Business & StrategyCorporate Strategy

Disruptive Innovation

Overview

Direct Answer

Disruptive innovation describes the process by which a new entrant introduces a product or service that initially targets overlooked or underserved market segments, then progressively improves to displace established competitors and their value networks. It differs from sustaining innovation by fundamentally altering customer expectations and industry economics rather than incrementally enhancing existing offerings.

How It Works

Disruptive entrants typically enter at the low end of a market, offering simplicity, affordability, or accessibility that established firms dismiss as unprofitable. Over time, continuous improvement in quality and features allows the newcomer to capture mainstream customers, whilst incumbent firms' focus on high-margin, premium segments leaves them vulnerable. The original value network—supplier relationships, distribution channels, and customer bases—becomes incompatible with the new competitive reality.

Why It Matters

Organisations must recognise disruption risks to avoid strategic complacency and irrelevance. Early identification of emerging market segments and agile response mechanisms are critical for survival. Industries from retail to telecommunications have faced existential challenges when overlooking seemingly inferior competitors, making disruption analysis essential to long-term planning and resource allocation.

Common Applications

Digital photography disrupted film manufacturing; e-commerce disrupted traditional retail; cloud computing disrupted on-premise enterprise software; streaming services disrupted video rental and broadcast television.
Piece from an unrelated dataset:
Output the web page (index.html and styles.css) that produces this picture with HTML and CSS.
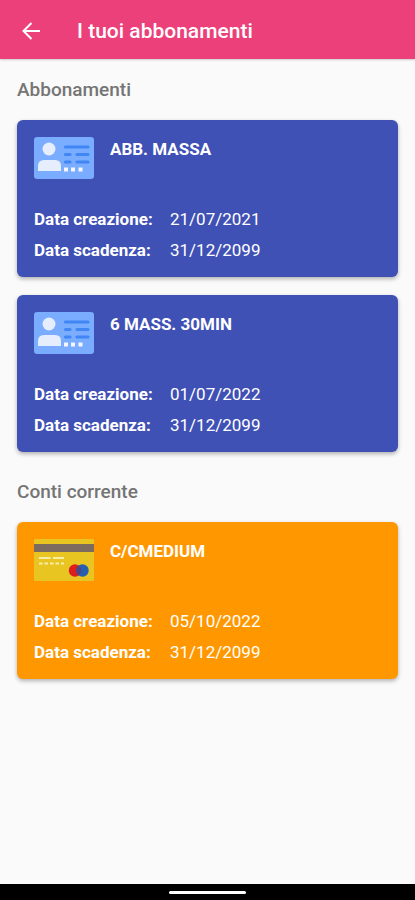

Each case involved new technology enabling simpler access at lower cost, gradually displacing entrenched players despite initial quality trade-offs.

Key Considerations

Not all innovation is disruptive; many improvements reinforce existing market structures. Incumbent organisations face genuine dilemmas when investing in emerging threats may cannibalise current revenue streams, requiring careful portfolio management and cultural flexibility to respond effectively.